Je crois que ce que nous nommons mort accomplit l’inconnaissable métamorphose, comme le fait au fœtus le cataclysme de la naissance qui accomplit la mutante transformation l’introduisant au monde.
(…) Je crois que notre total désarroi, notre total dénuement, celui du mourant, sans recours possible, libère notre unique et vivant désir. Vivant, nous le connaissons à peine et qui peut savoir à cet instant tout proche, le mystère du désir, et la mort opérant sa question ?

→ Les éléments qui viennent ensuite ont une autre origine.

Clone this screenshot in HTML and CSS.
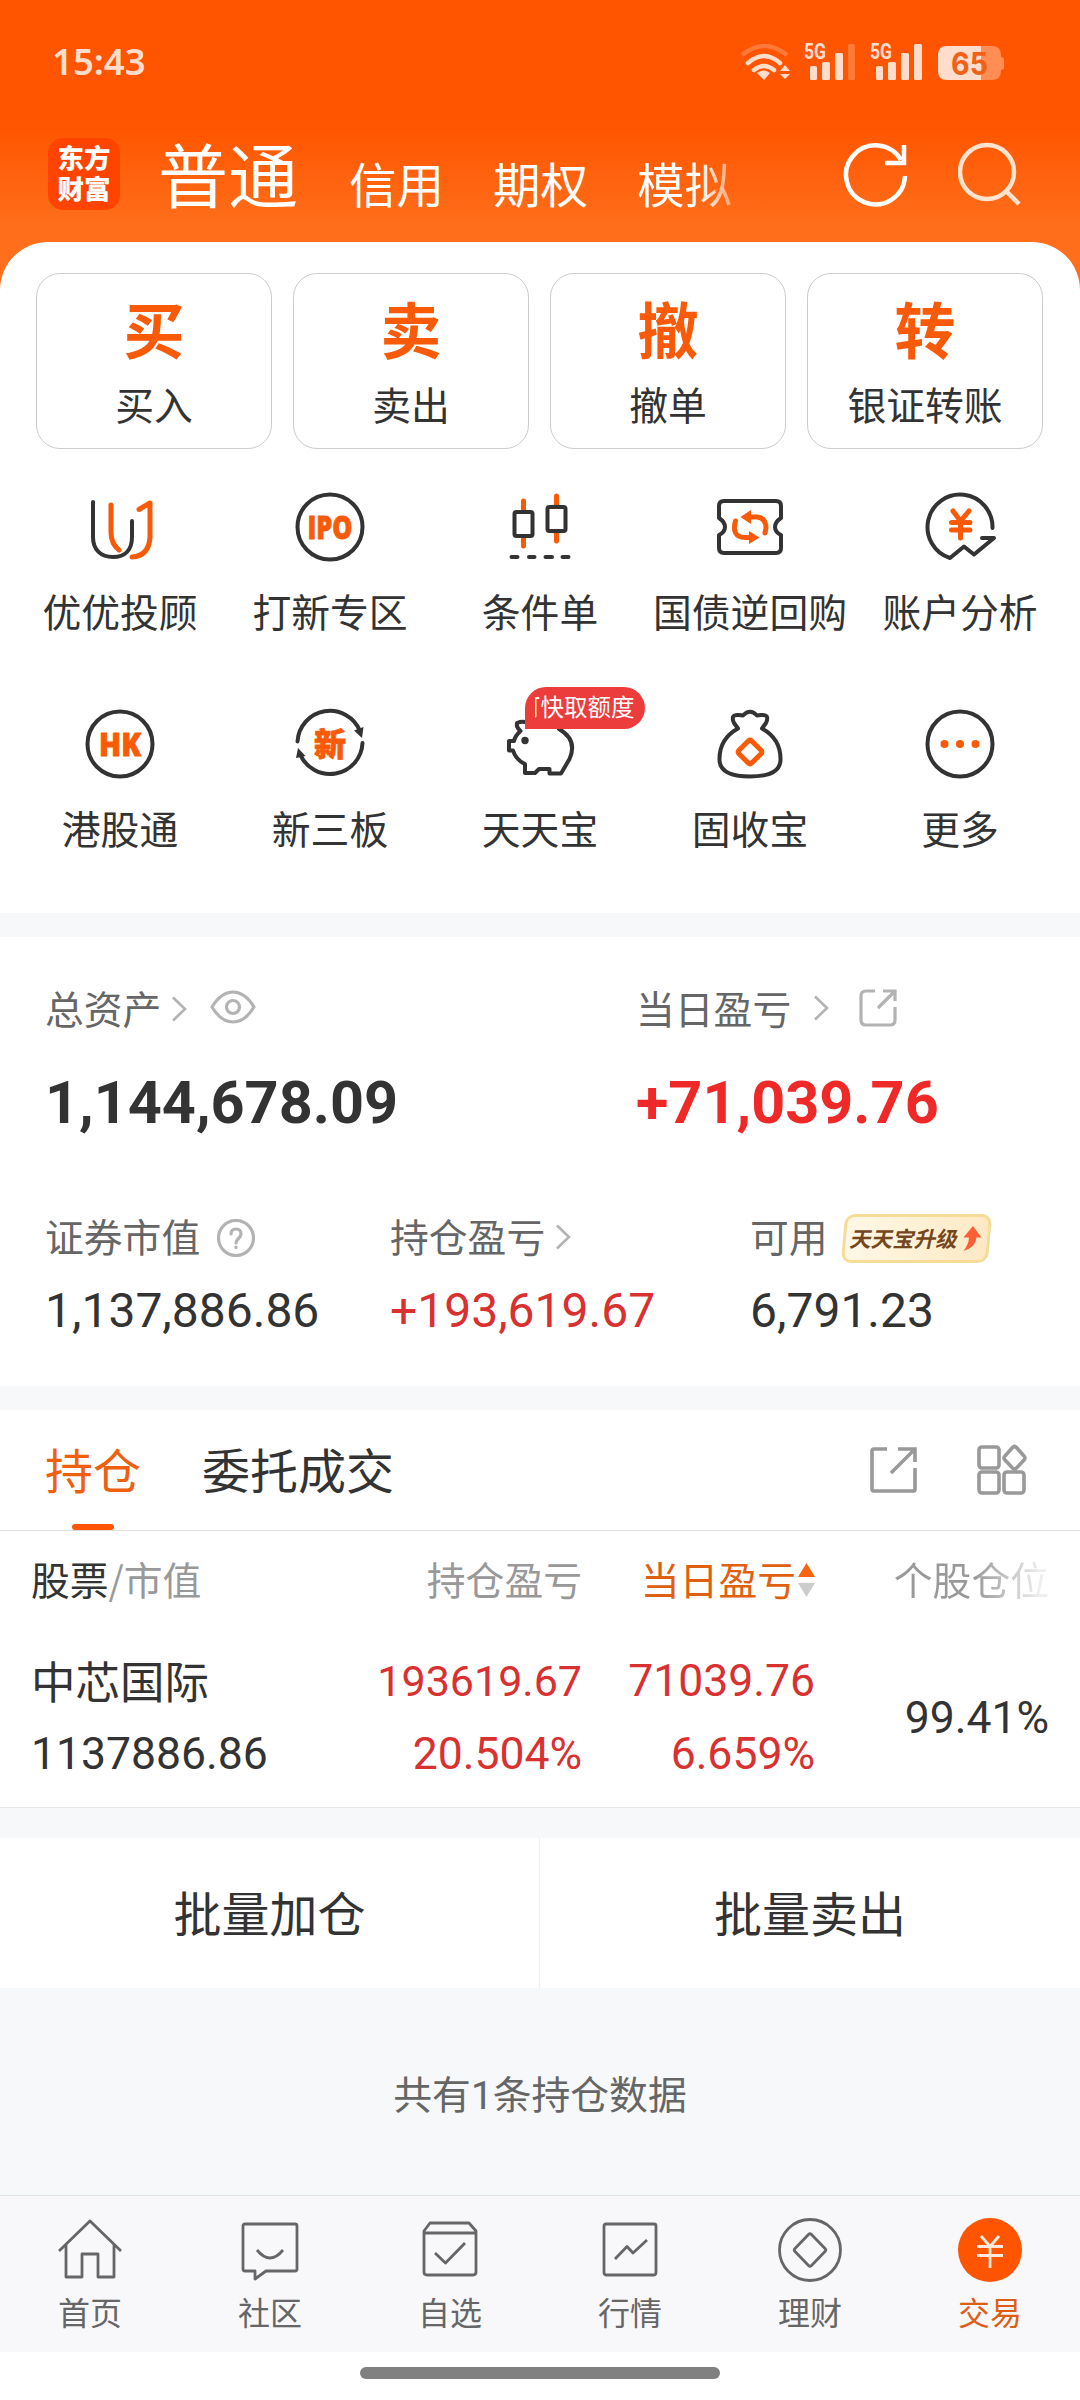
FILE: index.html
```html
<!DOCTYPE html>
<html lang="zh-CN">
<head>
    <meta charset="UTF-8">
    <meta name="viewport" content="width=device-width, initial-scale=1.0">
    <title>交易</title>
    <link rel="stylesheet" href="styles.css">
</head>
<body>
    <div class="top">
        <div class="status-bar">
            <span class="time">15:43</span>
            <svg class="status-icons" width="268" height="44" viewBox="0 0 268 44">
                <g fill="none" stroke="#ffddcc" stroke-width="4.5" stroke-linecap="round">
                    <path d="M6 15Q28 -3 51 15" stroke="#ff7a38" stroke-linecap="butt"/>
                    <path d="M12 23Q28 9 44 23"/>
                    <path d="M18 30Q28 22 38 30"/>
                </g>
                <g fill="#ffddcc">
                    <path d="M21 33Q28 28 34 33L28 40ZM49 25L54 31H44ZM44 34H54L49 39Z"/>
                    <rect x="74" y="26" width="7" height="14" rx="1.5"/>
                    <rect x="86" y="22" width="8" height="18" rx="1.5"/>
                    <rect x="99" y="13" width="8" height="27" rx="1.5"/>
                    <rect x="140" y="26" width="7" height="14" rx="1.5"/>
                    <rect x="152" y="22" width="8" height="18" rx="1.5"/>
                    <rect x="165" y="13" width="8" height="27" rx="1.5"/>
                    <rect x="178" y="4" width="8" height="36" rx="1.5"/>
                    <text class="net" x="68" y="19" textLength="22" lengthAdjust="spacingAndGlyphs">5G</text>
                    <text class="net" x="134" y="19" textLength="22" lengthAdjust="spacingAndGlyphs">5G</text>
                </g>
                <rect x="112" y="4" width="7" height="36" rx="1.5" fill="#ff7a38"/>
                <path d="M245 6H256Q265 6 265 15V17Q268 17 268 20V27Q268 30 265 30V31Q265 40 256 40H245Z" fill="#ff8d54"/>
                <path d="M245 6H211Q202 6 202 15V31Q202 40 211 40H245Z" fill="#ffddcc"/>
                <text class="battery" x="215" y="35" textLength="37" lengthAdjust="spacingAndGlyphs">65</text>
            </svg>
        </div>
        <div class="title-bar">
            <div class="logo"><span>东方</span><span>财富</span></div>
            <div class="modes">
                <span class="mode mode-active">普通</span>
                <span class="mode">信用</span>
                <span class="mode">期权</span>
                <span class="mode mode-fade">模拟</span>
            </div>
            <svg class="refresh" width="64" height="64" viewBox="0 0 64 64" fill="none" stroke="#fff" stroke-width="4.5">
                <path d="M61 34A29.500 29.500 0 1 1 57 18"/>
                <path d="M60 3V21H41"/>
            </svg>
            <svg class="search" width="64" height="64" viewBox="0 0 64 64" fill="none" stroke="#ffe3d0" stroke-width="4.5">
                <circle cx="29" cy="30" r="27"/>
                <path d="M48 49L61 62"/>
            </svg>
        </div>
        <div class="sheet">
            <div class="quick">
                <div class="quick-card"><b>买</b><span>买入</span></div>
                <div class="quick-card"><b>卖</b><span>卖出</span></div>
                <div class="quick-card"><b>撤</b><span>撤单</span></div>
                <div class="quick-card"><b>转</b><span>银证转账</span></div>
            </div>
            <div class="services">
                <div class="service">
                    <svg class="icon" viewBox="0 0 70 70">
                        <path class="dark" d="M8 10V45C8 58 16 65 28 65S47 58 47 45V29"/>
                        <path class="orange" d="M26 13V40Q26 52 34 58M54 17.500L65 11V45Q64 64 47 65"/>
                    </svg>
                    <span>优优投顾</span>
                </div>
                <div class="service">
                    <svg class="icon" viewBox="0 0 70 70">
                        <circle class="dark" cx="35" cy="35" r="32.500"/>
                        <text class="icon-text" x="12.500" y="46.500" textLength="45" lengthAdjust="spacingAndGlyphs">IPO</text>
                    </svg>
                    <span>打新专区</span>
                </div>
                <div class="service">
                    <svg class="icon" viewBox="0 0 70 70">
                        <path class="orange" d="M18.500 9V18M18.500 45V54M51.500 4V13M51.500 40V49"/>
                        <rect class="dark" x="9.500" y="20" width="18" height="24" rx="2"/>
                        <rect class="dark" x="42.500" y="15" width="18" height="24" rx="2"/>
                        <path class="dark" d="M6.500 65H12.500M24 65H29.500M40.500 65H47M57.500 65H63.500"/>
                    </svg>
                    <span>条件单</span>
                </div>
                <div class="service">
                    <svg class="icon" viewBox="0 0 70 70">
                        <path class="dark" d="M9 9H61Q66 9 66 14V26Q60 30 60 35T66 43V56Q66 61 61 61H9Q4 61 4 56V43Q10 40 10 35T4 26V14Q4 9 9 9Z"/>
                        <path class="orange" d="M35 25H42Q51 26 51 36L50 41M20.500 29Q16 45 30 45.500H37"/>
                        <path class="orange-fill" d="M25.500 25L36 18V32ZM44.500 45.500L34 39V52Z"/>
                    </svg>
                    <span>国债逆回购</span>
                </div>
                <div class="service">
                    <svg class="icon" viewBox="0 0 70 70">
                        <path class="dark" d="M67.500 36A32.500 32.500 0 1 0 25 66L39 54.500L49 62.500L69 46H57"/>
                        <path class="orange" d="M28 19L35.500 29L44 19M35.500 30V46M26.500 30.500H45M26.500 38H45"/>
                    </svg>
                    <span>账户分析</span>
                </div>
                <div class="service">
                    <svg class="icon" viewBox="0 0 70 70">
                        <circle class="dark" cx="35" cy="35" r="32.500"/>
                        <text class="icon-text" x="14" y="46.500" textLength="42" lengthAdjust="spacingAndGlyphs">HK</text>
                    </svg>
                    <span>港股通</span>
                </div>
                <div class="service">
                    <svg class="icon" viewBox="0 0 70 70">
                        <path class="dark" d="M2.500 32.500A32.500 32.500 0 0 1 65 22M67.500 34A32.500 32.500 0 0 1 5 45"/>
                        <path class="dark-fill" d="M59 21.500L68.500 18L67 29ZM1 49L3 39L10.500 47Z"/>
                        <text class="icon-xin" x="35" y="46.500">新</text>
                    </svg>
                    <span>新三板</span>
                </div>
                <div class="service">
                    <svg class="icon" viewBox="0 0 70 70">
                        <path class="dark" d="M22 13.500Q17 12 12 14Q11 18 15.500 22Q10 27 9 32H4V41.500H8Q11 51 20 55V64H30L34 60H44.500V64.500H56L64.500 50Q73 31 54 20"/>
                        <circle class="dark-fill" cx="20" cy="31.500" r="3.700"/>
                    </svg>
                    <div class="badge"><div>可快取额度</div></div>
                    <span>天天宝</span>
                </div>
                <div class="service">
                    <svg class="icon" viewBox="0 0 70 70">
                        <path class="dark" d="M23 19.500L19 14Q15 5 24 6L28 6.500Q35 -1 42 6.500L46 6Q55 5 51 14L47 19.500M23 19.500Q4 30 4.500 51Q5 67.500 35 67.500T65.500 51Q66 30 47 19.500"/>
                        <rect class="orange diamond" x="26" y="34" width="18" height="18" rx="2"/>
                    </svg>
                    <span>固收宝</span>
                </div>
                <div class="service">
                    <svg class="icon" viewBox="0 0 70 70">
                        <circle class="dark" cx="35" cy="35" r="32.500"/>
                        <g class="orange-fill">
                            <circle cx="19.500" cy="35" r="4"/>
                            <circle cx="35" cy="35" r="4"/>
                            <circle cx="50.500" cy="35" r="4"/>
                        </g>
                    </svg>
                    <span>更多</span>
                </div>
            </div>
        </div>
    </div>

    <div class="assets">
        <div class="totals">
            <div>
                <div class="asset-label">总资产
                    <svg class="chevron" width="16" height="26" viewBox="0 0 16 26"><path d="M2 1.500L14 13L2 24.500"/></svg>
                    <svg class="eye" width="46" height="34" viewBox="0 0 46 34"><path d="M2 17Q11 2 23 2T44 17Q35 32 23 32T2 17Z"/><circle cx="23" cy="17" r="6.500"/></svg>
                </div>
                <div class="total">1,144,678.09</div>
            </div>
            <div>
                <div class="asset-label label-day">当日盈亏
                    <svg class="chevron" width="16" height="26" viewBox="0 0 16 26"><path d="M2 1.500L14 13L2 24.500"/></svg>
                    <svg class="share" width="38" height="38" viewBox="0 0 38 38"><path d="M16 2H7Q2 2 2 7V31Q2 36 7 36H31Q36 36 36 31V18M24 2H36V12M35 3L19 19"/></svg>
                </div>
                <div class="total red-bold">+71,039.76</div>
            </div>
        </div>
        <div class="details">
            <div>
                <div class="asset-label">证券市值
                    <svg class="help" width="38" height="38" viewBox="0 0 38 38"><circle cx="19" cy="19" r="17.500"/><path d="M14 15Q14 10 19 10T24 15Q24 17 21.500 19.500T19 24M19 28V28.500"/></svg>
                </div>
                <div class="amount">1,137,886.86</div>
            </div>
            <div>
                <div class="asset-label">持仓盈亏
                    <svg class="chevron" width="16" height="26" viewBox="0 0 16 26"><path d="M2 1.500L14 13L2 24.500"/></svg>
                </div>
                <div class="amount red">+193,619.67</div>
            </div>
            <div>
                <div class="asset-label">可用
                    <div class="upgrade">
                        <span>天天宝升级</span>
                        <svg width="20" height="26" viewBox="0 0 20 26"><path d="M11 0L19.500 11.500H14.500Q14 21 1.500 25Q7 18 7 11.500H1.500Z" fill="#fa5f35"/></svg>
                    </div>
                </div>
                <div class="amount">6,791.23</div>
            </div>
        </div>
    </div>

    <div class="tabs">
        <span class="tab tab-active">持仓</span>
        <span class="tab">委托成交</span>
        <svg class="tab-share" width="48" height="48" viewBox="0 0 48 48"><path d="M18 3H5Q3 3 3 5V43Q3 45 5 45H45Q46 45 46 43V22M29 3H46V16M45 4L22 27"/></svg>
        <svg class="tab-grid" width="52" height="52" viewBox="0 0 52 52">
            <rect x="3" y="3" width="20" height="21" rx="3"/>
            <rect x="3" y="28" width="20" height="21" rx="3"/>
            <rect x="28" y="28" width="20" height="21" rx="3"/>
            <path d="M36.500 3.500Q38.500 1.500 40.500 3.500L48 12Q50 14 48 16L40.500 24Q38.500 26 36.500 24L29 16Q27 14 29 12Z"/>
        </svg>
    </div>
    <div class="holdings">
        <div class="row row-head">
            <span><em>股票</em>/市值</span>
            <span>持仓盈亏</span>
            <span class="sorted">当日盈亏
                <svg width="17" height="36" viewBox="0 0 17 36"><path d="M8.500 1L17 15H0Z" fill="#f96410"/><path d="M8.500 35L17 21H0Z" fill="#ccc"/></svg>
            </span>
            <span class="fade">个股仓位</span>
        </div>
        <div class="row row-stock">
            <div><p class="name">中芯国际</p><p>1137886.86</p></div>
            <div class="red"><p class="narrow">193619.67</p><p>20.504%</p></div>
            <div class="red"><p>71039.76</p><p>6.659%</p></div>
            <div><p>99.41%</p></div>
        </div>
    </div>
    <div class="batch">
        <div>批量加仓</div>
        <div>批量卖出</div>
    </div>
    <div class="count">共有1条持仓数据</div>

    <div class="nav">
        <div class="nav-item">
            <svg viewBox="0 0 64 64"><path d="M1 33L32 3L63 33M8 27V59H24V36H40V59H56V27"/></svg>
            <span>首页</span>
        </div>
        <div class="nav-item">
            <svg viewBox="0 0 64 64"><path d="M7 6H57Q59 6 59 8V51Q59 53 57 53H28L17 61V53H7Q5 53 5 51V8Q5 6 7 6ZM19 32Q32 48 45 32"/></svg>
            <span>社区</span>
        </div>
        <div class="nav-item">
            <svg viewBox="0 0 64 64"><path d="M12 5H51L58 13V54Q58 57 55 57H9Q6 57 6 54V13ZM6 15H58M17 35L27.500 45L47 25"/></svg>
            <span>自选</span>
        </div>
        <div class="nav-item">
            <svg viewBox="0 0 64 64"><path d="M8 6H56Q58 6 58 8V54Q58 57 56 57H8Q6 57 6 54V8Q6 6 8 6ZM17 41L29 28.500L35 35L49 22"/></svg>
            <span>行情</span>
        </div>
        <div class="nav-item">
            <svg viewBox="0 0 64 64"><circle cx="32" cy="32" r="30.500"/><path d="M30.500 16.500Q32 15 33.500 16.500L47 30.500Q48.500 32 47 33.500L33.500 47.500Q32 49 30.500 47.500L17 33.500Q15.500 32 17 30.500Z"/></svg>
            <span>理财</span>
        </div>
        <div class="nav-item nav-active">
            <svg viewBox="0 0 64 64"><circle cx="32" cy="32" r="32"/><path d="M23 18L32 28.500L41 18M32 28V50M19 28.500H45M19 37.500H45"/></svg>
            <span>交易</span>
        </div>
    </div>
    <div class="gesture"><div class="gesture-bar"></div></div>
</body>
</html>
```
FILE: styles.css
```css
* {
    box-sizing: border-box;
}
body {
    margin: 0;
    width: 1080px;
    height: 2400px;
    background-color: #f7f8fa;
    color: #333;
    font-family: "Noto Sans CJK SC", sans-serif;
    font-size: 38.8px;
    line-height: 40px;
    overflow: hidden;
}
p {
    margin: 0;
}
svg {
    display: block;
    flex: none;
}
.red {
    color: #d93030;
}

/* header */
.top {
    background: linear-gradient(#ff5500 125px, #ff6e1a 225px);
}
.status-bar {
    display: flex;
    align-items: center;
    justify-content: space-between;
    height: 123px;
    padding: 0 76px 0 52px;
}
.time {
    margin-top: -2px;
    color: #ffddcc;
    font-family: "Noto Sans", sans-serif;
    font-size: 36.5px;
    font-weight: 600;
}
.net {
    font-family: Roboto, sans-serif;
    font-size: 22px;
    font-weight: bold;
}
.battery {
    fill: #f26018;
    font-family: Inter, sans-serif;
    font-size: 31px;
    font-weight: bold;
}
.title-bar {
    display: flex;
    align-items: center;
    height: 119px;
    padding: 0 58px 17px 48px;
    color: #fff;
}
.logo {
    display: flex;
    flex-direction: column;
    width: 72px;
    height: 72px;
    padding-top: 3px;
    border-radius: 15px;
    background-color: #ff4400;
    font-size: 26.5px;
    font-weight: 900;
    line-height: 31px;
    text-align: center;
}
.modes {
    display: flex;
    align-items: center;
    flex: 1;
    margin-left: 38px;
}
.mode {
    margin: 17px 49px 0 0;
    font-size: 47.5px;
    line-height: 70px;
}
.mode-active {
    margin: -2px 51px 0 0;
    font-size: 70px;
}
.mode-fade {
    background: linear-gradient(to right, #fff 65%, rgba(255, 255, 255, 0.4));
    background-clip: text;
    color: transparent;
}
.refresh {
    overflow: visible;
}
.search {
    margin-left: 50px;
}
.sheet {
    padding-top: 31px;
    border-radius: 48px 48px 0 0;
    background-color: #fff;
}

/* quick actions */
.quick {
    display: grid;
    grid-template-columns: repeat(4, 236px);
    gap: 21px;
    padding: 0 36px;
}
.quick-card {
    display: flex;
    flex-direction: column;
    align-items: center;
    gap: 25px;
    height: 176px;
    padding-top: 24px;
    border: 1px solid #ccc;
    border-radius: 24px;
}
.quick-card b {
    color: #f95a08;
    font-size: 61px;
    line-height: 60px;
}
.services {
    display: grid;
    grid-template-columns: repeat(5, 210px);
    row-gap: 79px;
    padding: 43px 15px 66px;
}
.service {
    position: relative;
    display: flex;
    flex-direction: column;
    align-items: center;
    gap: 28px;
    white-space: nowrap;
}
.icon {
    width: 70px;
    height: 70px;
    overflow: visible;
}
.dark, .orange {
    fill: none;
    stroke: #333;
    stroke-width: 4;
    stroke-linecap: round;
    stroke-linejoin: round;
}
.orange {
    stroke: #f95a08;
    stroke-width: 5;
}
.dark-fill {
    fill: #333;
}
.orange-fill {
    fill: #f95a08;
}
.diamond {
    transform: rotate(45deg);
    transform-origin: 35px 43px;
}
.icon-text, .icon-xin {
    fill: #f95a08;
    stroke: #f95a08;
    stroke-width: 0.8px;
    stroke-linejoin: round;
    font-family: "Open Sans", sans-serif;
    font-size: 32px;
    font-weight: 800;
}
.icon-xin {
    font-family: "Noto Sans CJK SC", sans-serif;
    text-anchor: middle;
}
.badge {
    position: absolute;
    left: 90px;
    top: -22px;
    width: 120px;
    height: 42px;
    padding: 0 10.5px 0 9.5px;
    border-radius: 21px 21px 21px 0;
    background-color: #ec3c3c;
    color: #fff;
    font-size: 23.5px;
    line-height: 39px;
}
.badge div {
    display: flex;
    justify-content: flex-end;
    overflow: hidden;
}

/* assets */
.assets {
    height: 449px;
    margin: 24px 0;
    padding: 50px 0 0 45px;
    background-color: #fff;
}
.totals {
    display: grid;
    grid-template-columns: 591px 1fr;
}
.details {
    display: grid;
    grid-template-columns: 345px 360px 1fr;
    margin-top: 82px;
}
.asset-label {
    display: flex;
    align-items: center;
    height: 40px;
    color: #666;
}
.asset-label svg {
    fill: none;
    stroke: #b3b3b3;
    stroke-width: 3.2;
}
.asset-label .chevron {
    margin: 4px 0 0 10px;
    stroke-width: 2.6;
}
.eye {
    margin-left: 23px;
}
.label-day .chevron {
    margin: 2px 0 0 22px;
}
.share {
    margin: 1px 0 0 30px;
}
.help {
    margin: 6px 0 0 17px;
    stroke-linecap: round;
}
.total {
    margin-top: 46px;
    font-family: Roboto, sans-serif;
    font-size: 59.4px;
    font-weight: bold;
    line-height: 60px;
}
.red-bold {
    color: #ef2828;
}
.amount {
    margin-top: 32px;
    font-family: Roboto, sans-serif;
    font-size: 48px;
    line-height: 48px;
}
.upgrade {
    display: flex;
    align-items: center;
    justify-content: center;
    gap: 3px;
    width: 147px;
    height: 49px;
    margin: 6px 0 0 15px;
    border: 3px solid #f6dc96;
    border-radius: 10px;
    background: linear-gradient(to right, #fff8e6, #fde9c4);
    transform: skewX(-5deg);
    color: #74471f;
    font-size: 21.5px;
    font-weight: bold;
    white-space: nowrap;
}
.upgrade span {
    margin-top: -2px;
    transform: skewX(-8deg);
}
.asset-label .upgrade svg {
    stroke: none;
    transform: skewX(5deg);
}

/* holdings */
.tabs {
    display: flex;
    align-items: center;
    height: 121px;
    padding: 0 52px 0 45px;
    border-bottom: 1px solid #ddd;
    background-color: #fff;
    font-size: 48px;
}
.tab {
    position: relative;
    height: 120px;
    margin-right: 61px;
    line-height: 117px;
}
.tab-active {
    color: #ee5f10;
}
.tab-active::after {
    content: "";
    position: absolute;
    left: 27px;
    bottom: 0;
    width: 42px;
    height: 6px;
    border-radius: 3px;
    background-color: #ff5500;
}
.tabs svg {
    fill: none;
    stroke: #999;
    stroke-width: 3.6;
}
.tab-share {
    margin-left: auto;
}
.tab-grid {
    margin-left: 59px;
}
.holdings {
    height: 277px;
    border-bottom: 1px solid #eaeaea;
    background-color: #fff;
}
.row {
    display: grid;
    grid-template-columns: 309px 242px 233px 234px;
    padding-left: 31px;
    text-align: right;
}
.row > :first-child {
    text-align: left;
}
.row-head {
    height: 94px;
    color: #999;
    line-height: 94px;
}
.row-head em {
    color: #333;
    font-style: normal;
}
.sorted {
    display: flex;
    align-items: center;
    justify-content: flex-end;
    gap: 2px;
    color: #df6010;
}
.sorted svg {
    margin-top: 4px;
}
.fade {
    background: linear-gradient(to right, #999 68%, #eee 96%);
    background-clip: text;
    color: transparent;
}
.row-stock {
    align-items: center;
    padding-top: 20px;
    font-family: Roboto, sans-serif;
    font-size: 44.5px;
    line-height: 73px;
}
.row-stock .name {
    margin-top: -2px;
    padding-bottom: 2px;
    font-family: "Noto Sans CJK SC", sans-serif;
}
.row-stock .narrow {
    font-size: 43px;
}
.batch {
    display: grid;
    grid-template-columns: 1fr 1fr;
    height: 150px;
    margin-top: 30px;
    background-color: #fff;
    font-size: 48px;
    line-height: 146px;
    text-align: center;
}
.batch div:first-child {
    border-right: 1px solid #eee;
}
.count {
    height: 207px;
    color: #666;
    font-family: Roboto, "Noto Sans CJK SC", sans-serif;
    line-height: 215px;
    text-align: center;
}

/* bottom navigation */
.nav {
    display: grid;
    grid-template-columns: repeat(6, 1fr);
    height: 157px;
    padding-top: 22px;
    border-top: 1px solid #dfe1e4;
    background-color: #f8f8fb;
    color: #666;
    font-size: 32px;
}
.nav-item {
    display: flex;
    flex-direction: column;
    align-items: center;
    gap: 9px;
}
.nav-item svg {
    width: 64px;
    height: 64px;
    fill: none;
    stroke: #666;
    stroke-width: 2.8;
    stroke-linejoin: round;
}
.nav-active {
    color: #dd5f15;
}
.nav-active svg {
    stroke: #ffe9dc;
}
.nav-active circle {
    fill: #ff5500;
    stroke: none;
}
.gesture {
    height: 48px;
    padding-top: 15px;
    background-color: #fff;
}
.gesture-bar {
    width: 360px;
    height: 12px;
    margin: 0 auto;
    border-radius: 6px;
    background-color: #808080;
}
```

(…) Je crois que le moment de ma mort sera aussi celui où ce que je connais de plus essentiel de mon désir, ce qu’est la vie, et pas seulement ce qu’est une vie, fût-ce la mienne, révélera le sens.
Veuille le fils de l’homme, lui qui sur sa croix a vécu de façon exemplaire pas à pas ce chemin redouté, veuille Jésus m’assister et avec lui tous ceux qui, connus ou non, m’ont précédée dans cet insolite passage. Qu’ils veuillent m’assister, ceux qui, parvenus au-delà nous attendent, comme nous attendaient pour nous recevoir à notre naissance des amis respirants et parlants.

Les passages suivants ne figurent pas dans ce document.